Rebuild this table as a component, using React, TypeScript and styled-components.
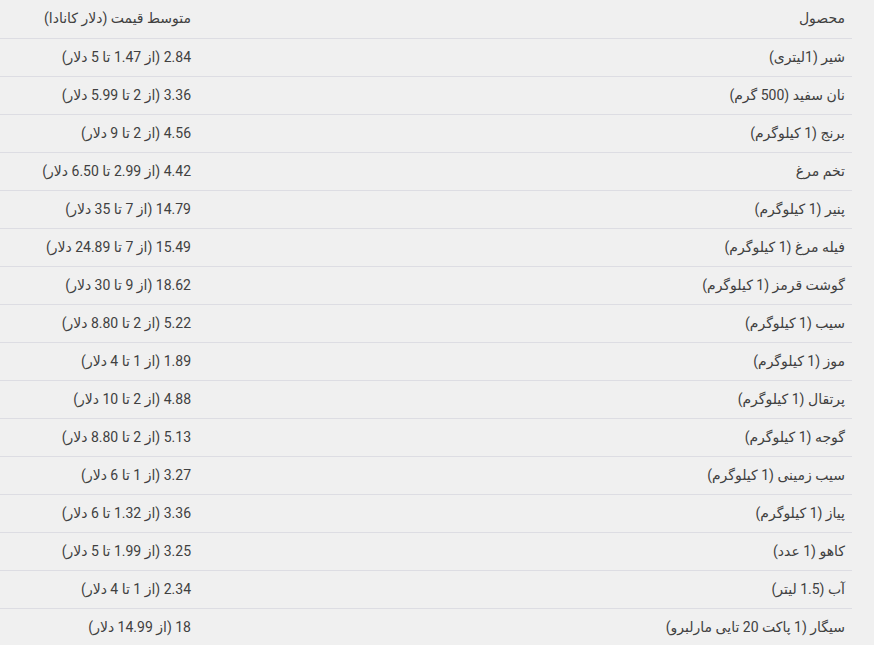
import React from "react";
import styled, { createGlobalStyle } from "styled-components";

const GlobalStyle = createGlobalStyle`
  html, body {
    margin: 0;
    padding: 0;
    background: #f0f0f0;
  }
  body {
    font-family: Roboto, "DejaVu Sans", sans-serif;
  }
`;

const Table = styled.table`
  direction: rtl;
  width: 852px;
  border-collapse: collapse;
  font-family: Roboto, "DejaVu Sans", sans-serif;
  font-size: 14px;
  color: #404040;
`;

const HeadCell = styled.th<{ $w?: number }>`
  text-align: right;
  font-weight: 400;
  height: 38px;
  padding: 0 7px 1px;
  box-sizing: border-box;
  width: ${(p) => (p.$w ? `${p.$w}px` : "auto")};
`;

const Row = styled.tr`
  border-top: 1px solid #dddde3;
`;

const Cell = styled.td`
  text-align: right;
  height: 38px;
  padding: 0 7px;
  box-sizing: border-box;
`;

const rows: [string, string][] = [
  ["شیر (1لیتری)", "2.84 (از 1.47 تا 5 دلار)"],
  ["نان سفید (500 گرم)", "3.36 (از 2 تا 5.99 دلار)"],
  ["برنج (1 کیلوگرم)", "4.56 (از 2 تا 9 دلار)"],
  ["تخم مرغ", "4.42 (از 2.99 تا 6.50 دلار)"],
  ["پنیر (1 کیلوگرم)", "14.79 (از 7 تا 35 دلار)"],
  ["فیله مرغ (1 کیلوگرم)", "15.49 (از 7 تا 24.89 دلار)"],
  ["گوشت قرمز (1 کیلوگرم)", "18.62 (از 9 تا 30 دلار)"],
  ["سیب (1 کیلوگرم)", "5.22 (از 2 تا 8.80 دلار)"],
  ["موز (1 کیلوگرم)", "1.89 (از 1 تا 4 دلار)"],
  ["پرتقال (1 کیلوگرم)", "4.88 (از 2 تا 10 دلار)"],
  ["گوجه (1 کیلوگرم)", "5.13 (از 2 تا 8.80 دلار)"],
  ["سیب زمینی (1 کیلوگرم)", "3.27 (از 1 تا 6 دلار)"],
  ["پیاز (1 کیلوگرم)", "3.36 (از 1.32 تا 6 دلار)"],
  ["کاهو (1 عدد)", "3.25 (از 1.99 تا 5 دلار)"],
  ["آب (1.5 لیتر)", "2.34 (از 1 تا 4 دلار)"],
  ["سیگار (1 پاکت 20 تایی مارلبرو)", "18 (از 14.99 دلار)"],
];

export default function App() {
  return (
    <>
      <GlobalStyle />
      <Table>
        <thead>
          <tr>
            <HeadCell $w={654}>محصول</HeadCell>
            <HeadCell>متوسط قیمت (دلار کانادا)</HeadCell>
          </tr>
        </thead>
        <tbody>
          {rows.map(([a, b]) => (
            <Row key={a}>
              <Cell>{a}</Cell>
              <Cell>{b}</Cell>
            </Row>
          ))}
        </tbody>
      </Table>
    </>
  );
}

━━━━━━━━━━━━━━━━━━━━━━━━━━━━━━

» **Work to do**: Are you able to set down all the lines above exactly, without any pictures?

» **Output for this task**:
Rebuild this table as a component, using React, TypeScript and styled-components.
import React from "react";
import styled, { createGlobalStyle } from "styled-components";

const GlobalStyle = createGlobalStyle`
  html, body {
    margin: 0;
    padding: 0;
    background: #f0f0f0;
  }
  body {
    font-family: Roboto, "DejaVu Sans", sans-serif;
  }
`;

const Table = styled.table`
  direction: rtl;
  width: 852px;
  border-collapse: collapse;
  font-family: Roboto, "DejaVu Sans", sans-serif;
  font-size: 14px;
  color: #404040;
`;

const HeadCell = styled.th<{ $w?: number }>`
  text-align: right;
  font-weight: 400;
  height: 38px;
  padding: 0 7px 1px;
  box-sizing: border-box;
  width: ${(p) => (p.$w ? `${p.$w}px` : "auto")};
`;

const Row = styled.tr`
  border-top: 1px solid #dddde3;
`;

const Cell = styled.td`
  text-align: right;
  height: 38px;
  padding: 0 7px;
  box-sizing: border-box;
`;

const rows: [string, string][] = [
  ["شیر (1لیتری)", "2.84 (از 1.47 تا 5 دلار)"],
  ["نان سفید (500 گرم)", "3.36 (از 2 تا 5.99 دلار)"],
  ["برنج (1 کیلوگرم)", "4.56 (از 2 تا 9 دلار)"],
  ["تخم مرغ", "4.42 (از 2.99 تا 6.50 دلار)"],
  ["پنیر (1 کیلوگرم)", "14.79 (از 7 تا 35 دلار)"],
  ["فیله مرغ (1 کیلوگرم)", "15.49 (از 7 تا 24.89 دلار)"],
  ["گوشت قرمز (1 کیلوگرم)", "18.62 (از 9 تا 30 دلار)"],
  ["سیب (1 کیلوگرم)", "5.22 (از 2 تا 8.80 دلار)"],
  ["موز (1 کیلوگرم)", "1.89 (از 1 تا 4 دلار)"],
  ["پرتقال (1 کیلوگرم)", "4.88 (از 2 تا 10 دلار)"],
  ["گوجه (1 کیلوگرم)", "5.13 (از 2 تا 8.80 دلار)"],
  ["سیب زمینی (1 کیلوگرم)", "3.27 (از 1 تا 6 دلار)"],
  ["پیاز (1 کیلوگرم)", "3.36 (از 1.32 تا 6 دلار)"],
  ["کاهو (1 عدد)", "3.25 (از 1.99 تا 5 دلار)"],
  ["آب (1.5 لیتر)", "2.34 (از 1 تا 4 دلار)"],
  ["سیگار (1 پاکت 20 تایی مارلبرو)", "18 (از 14.99 دلار)"],
];

export default function App() {
  return (
    <>
      <GlobalStyle />
      <Table>
        <thead>
          <tr>
            <HeadCell $w={654}>محصول</HeadCell>
            <HeadCell>متوسط قیمت (دلار کانادا)</HeadCell>
          </tr>
        </thead>
        <tbody>
          {rows.map(([a, b]) => (
            <Row key={a}>
              <Cell>{a}</Cell>
              <Cell>{b}</Cell>
            </Row>
          ))}
        </tbody>
      </Table>
    </>
  );
}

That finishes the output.